It’s Wednesday again, which means it’s time for my weekly installment. For those of you who might be new to this site, every Wednesday I make a point of posting about how I’m handling BPD in the moment. How I’m doing, what my current symptoms are. Whatever. As long as it has to do with me and BPD.
I had therapy today. It had been about a month since my last session so there was a lot to go over.
We discussed me taking this second job. My main concern is that it will increase my stress and my symptoms will worsen. We both agreed that was a valid concern. So from here I just have to hope that I’m stable enough because of my meds to handle the added stress. It’s a huge jump to go from working 15 hours a week to 40.
We discussed the money issue. And let me tell you, I’m about as sick of discussing money in therapy as I am discussing it on my blog. The new job should improve this though. By no means will we be rich, but we’ll be back to comfortable. I’m hoping we can start setting up and emergency fund for the next time a tire blows or what have you. The catch is it can’t be in the bank and it can’t simply be tucked under our mattress. I do want to start saving money though. 20$ from each paycheck would be something. We can’t afford much more than that, and there might be weeks where, say, I need a new pair of work shoes and we can’t add to the stash and buy the shoes. But it’s better than nothing.

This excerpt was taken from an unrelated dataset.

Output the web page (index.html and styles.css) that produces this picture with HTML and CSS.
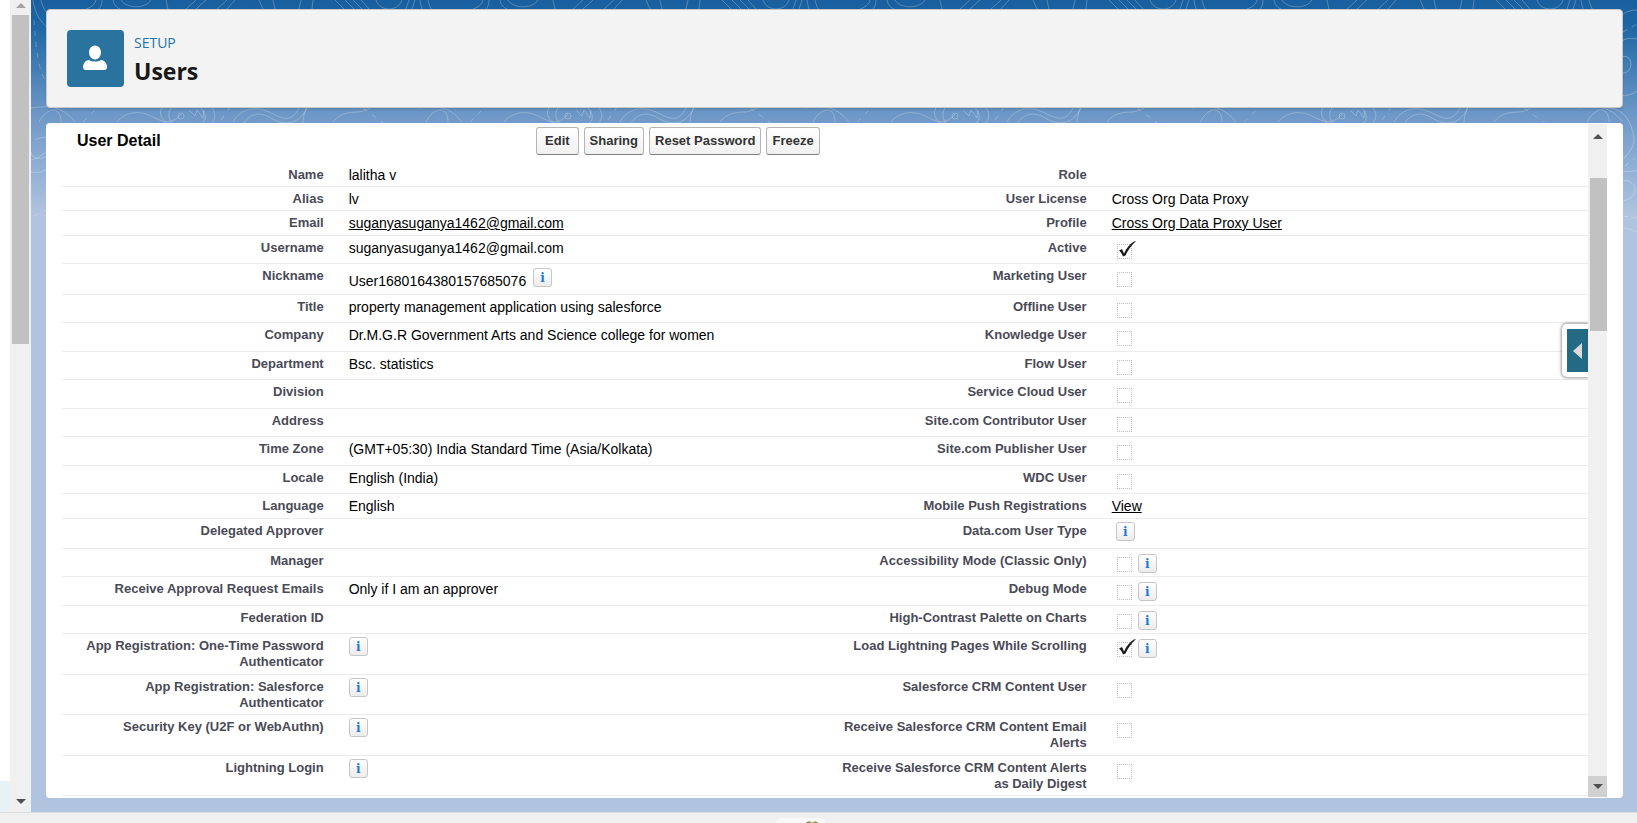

We discussed the desire to have our third baby. She didn’t really voice an opinion but she seemed to be fine with it. She seemed optimistic that I could do it. She agreed to the master plan which at this time is the following: We are going to give me at least 3-6 months to adjust to working 2 jobs. Then we are going to slowly ween me off my meds. Ideally I will still be on my meds through the holiday season, since we are waiting a little longer than anticipated anyways. Then this spring when I’m off my meds and I’ve had the chance to adjust to that, we’ll start trying for a fall baby.
And that was my session.
So how am I doing? I’m mostly ok. I have my moments, but they seem, to me anyways, to be within the realm of normal.
My depression is still there but it’s low enough that we are calling it my baseline. I am a depressed person by nature in a stressful living situation. I’m going to be depressed. But it’s manageable. I’m not lying awake at night day dreaming up ways to kill myself. So I’m stable there.
I’m irritable and lose my temper but I’m not flying into rages. And again it seems to be my baseline. Kids are annoying. I have a short temper. I’m going to yell on occasion. But I’m not seeing red. I’m not clinching my fists. I’m not fighting the urge to hit something. I’m just an average mother who happens to have a short temper. That isn’t unheard of.
I’m happier than I am miserable.
I’m nicer than I am bitchy.
For a few weeks there I was so unusually pleasant that Pat thought I’d some how gotten pregnant even though we aren’t trying yet. We even bought a pregnancy test just to be sure. I’m not pregnant. It woulda been a miracle baby if I was. Don’t look at me like that mom. This one really would have been an oops. Though we would have welcomed the early addition with opened arms.
The point is, I seem to have found my baseline and I really am stable.